Recently I stumbled upon a statistic that floored me. According to the AASHTO Survey of State Funding for Public Transportation, my home state of Missouri ranks 46th in the nation in terms of public transit funding. AASHTO studied per capita funding for public transit in all 50 states, plus the District of Columbia, and found that Missouri invests only 28 cents per capita in its transit systems. Just 28 cents. Only five states invest less than Missouri—and four of those states have no state investment in transit whatsoever. Plus, every state bordering Missouri invests significantly more per capita in their public transit infrastructure:
- Illinois: $180.70
- Tennessee: $8.28
- Iowa: $5.05
- Kansas: $3.78
- Nebraska: $3.26
- Oklahoma: $1.46
- Arkansas: $1.17
- Kentucky: $0.41
Our state’s 34 public transit systems employ more than 4,500 Missouri residents and spend in excess of $675 million to support operations every year. With a combined annual trip volume of approximately 60 million—or 9.8 annual trips per Missourian—Missouri public transit riders spend more than $600 million on goods and services spent in conjunction with their public transit trips. The end result? Transit has a direct economic impact of more than $1.2 billion per year in Missouri, yet most of Missouri’s 34 transit providers receive less than 1% of their annual operating funds from the state, leaving them to rely heavily on federal funding and search for other ways to secure additional funds. Right now, when transit ridership is lower than ever due to COVID-19, transit agencies are taking an even bigger hit due to lack of fare, sales tax, and other funding sources.
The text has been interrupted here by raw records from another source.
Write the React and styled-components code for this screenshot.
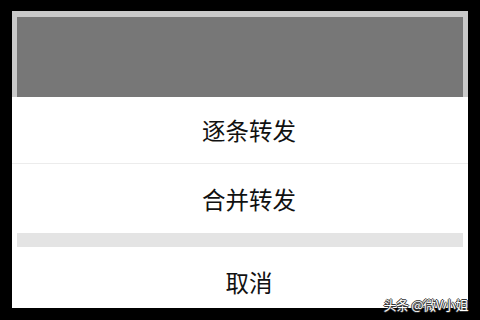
import React from "react";
import styled, { createGlobalStyle } from "styled-components";

const Global = createGlobalStyle`
  html, body { margin: 0; padding: 0; background: #000; }
  body { font-family: "Noto Sans CJK SC", "Noto Sans", sans-serif; }
`;

const Page = styled.div`
  position: relative;
  width: 480px;
  height: 320px;
  box-sizing: border-box;
  padding: 11px 12px 12px 12px;
  background: #000;
  overflow: hidden;
`;

const Frame = styled.div`
  height: 297px;
  background: #fff;
  display: flex;
  flex-direction: column;
  overflow: hidden;
`;

const Overlay = styled.div`
  flex: 0 0 86px;
  box-sizing: border-box;
  background: #777777;
  border-top: 6px solid #c9c9c9;
  border-left: 5px solid #c9c9c9;
  border-right: 5px solid #c9c9c9;
`;

const Item = styled.div`
  flex: 0 0 ${(p) => p.$h}px;
  box-sizing: border-box;
  display: flex;
  align-items: center;
  justify-content: center;
  padding-left: 18px;
  font-size: 23.5px;
  color: #111;
  background: #fff;
  border-bottom: ${(p) => (p.$divider ? "1px solid #ececec" : "none")};
`;

const Gap = styled.div`
  flex: 0 0 14px;
  margin: 0 5px;
  background: #e4e4e4;
`;

const Watermark = styled.div`
  position: absolute;
  right: 12px;
  bottom: 8px;
  font-size: 13px;
  line-height: 14px;
  letter-spacing: -0.4px;
  color: #fff;
  text-shadow: 1px 0 0 #333, -1px 0 0 #333, 0 1px 0 #333, 0 -1px 0 #333;
  white-space: nowrap;
`;

export default function App() {
  return (
    <>
      <Global />
      <Page>
        <Frame>
          <Overlay />
          <Item $h={67} $divider>逐条转发</Item>
          <Item $h={69}>合并转发</Item>
          <Gap />
          <Item $h={70}>取消</Item>
        </Frame>
        <Watermark>头条 @微V小姐</Watermark>
      </Page>
    </>
  );
}
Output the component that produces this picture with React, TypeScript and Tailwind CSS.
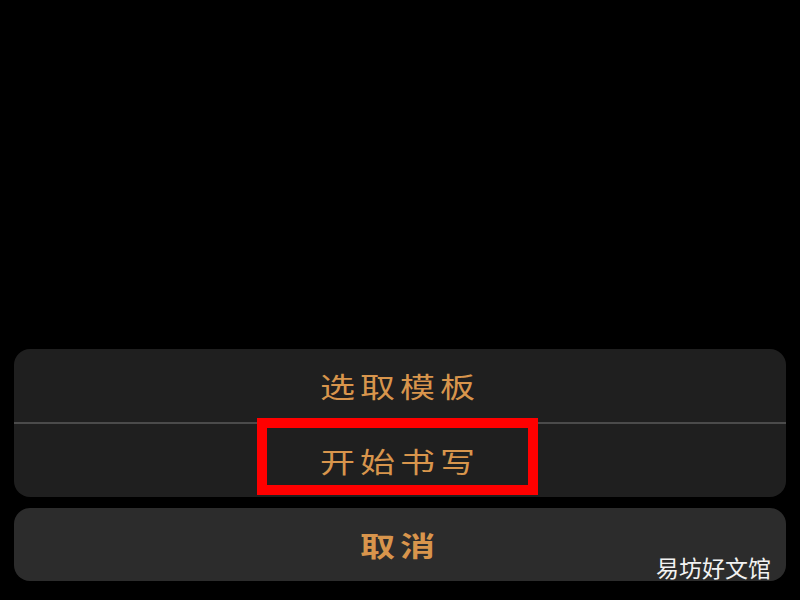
export default function App() {
  const font = { fontFamily: '"Noto Sans CJK SC", "Noto Sans", sans-serif' }

  return (
    <div
      className="relative flex h-[600px] w-[800px] flex-col justify-end gap-[11px] bg-black px-[14px] pb-[19px]"
      style={font}
    >
      {/* Action sheet options */}
      <div className="flex flex-col rounded-[16px] bg-[#1f1f1f]">
        <div className="flex h-[73px] items-center justify-center">
          <span className="inline-block scale-x-125 text-[28px] tracking-[4px] text-[#d8954c]">选取模板</span>
        </div>
        <div className="h-[2px] bg-[#4b4b4b]" />
        <div className="relative flex h-[73px] items-center justify-center">
          <span className="inline-block scale-x-125 text-[28px] tracking-[4px] text-[#d8954c]">开始书写</span>
          {/* Highlight box */}
          <div className="absolute left-[243px] top-[-6px] h-[77px] w-[281px] border-[10px] border-[#ff0000]" />
        </div>
      </div>

      {/* Cancel */}
      <div className="flex h-[73px] items-center justify-center rounded-[16px] bg-[#2c2c2c]">
        <span className="inline-block scale-x-125 text-[28px] font-bold tracking-[4px] text-[#d8954c]">取消</span>
      </div>

      {/* Watermark */}
      <div className="absolute bottom-[21px] right-[29px] text-[23px] leading-none text-[#f2f2f2]">易坊好文馆</div>
    </div>
  )
}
While you can’t make an apples-to-apples comparison between every state’s transit infrastructure—for example, Illinois, whose Chicago Transit Authority is the nation’s second largest public transportation system, far surpasses the transit needs of Kentucky, which is comprised mainly of rural transit systems in small urban areas—public transit access is valuable no matter which state you live in. Many Missourians who rely on public transit are elderly or disabled and can’t drive themselves, or live at or below the poverty level and can’t afford a personal vehicle. Public transit is often their only means of transportation.
Access to transportation is one of the most important social determinants of health. A robust public transit system that is affordable for all riders offers a multitude of benefits: reliable access to employment and education; a way to get to preventative healthcare; a convenient means to connect with friends and family for social and recreational outings; and access to basic daily needs like grocery stores, pharmacies, and healthy food options. As an added health advantage, public transit riders benefit from increased physical activity as a byproduct of walking or biking to bus or train stops. Not to mention the environmental benefits—with increased public transit use comes fewer personal vehicles on the road, decreasing emissions and helping improve respiratory conditions like asthma.
All of these are reasons while my fellow Missourians—as well as residents of other states affected by under-funding of public transit—should care about increasing state funding for transportation systems. What can you do to help? Support organizations like the Missouri Public Transit Association and Citizens for Modern Transit, which advocates for public transit improvements in the St. Louis region. Reach out to your local government representatives and advocate for increased state-level funding. Take advantage of your local transit systems and help fund the system through the fare you pay. Whether you routinely utilize transit services or not, public transit access has a huge impact on Missouri’s economic climate. We all need to make our voices heard to ensure our public transit systems are robust, accessible, and perhaps most importantly, affordable for every resident who depends these resources to access employment, healthcare, and basic daily needs.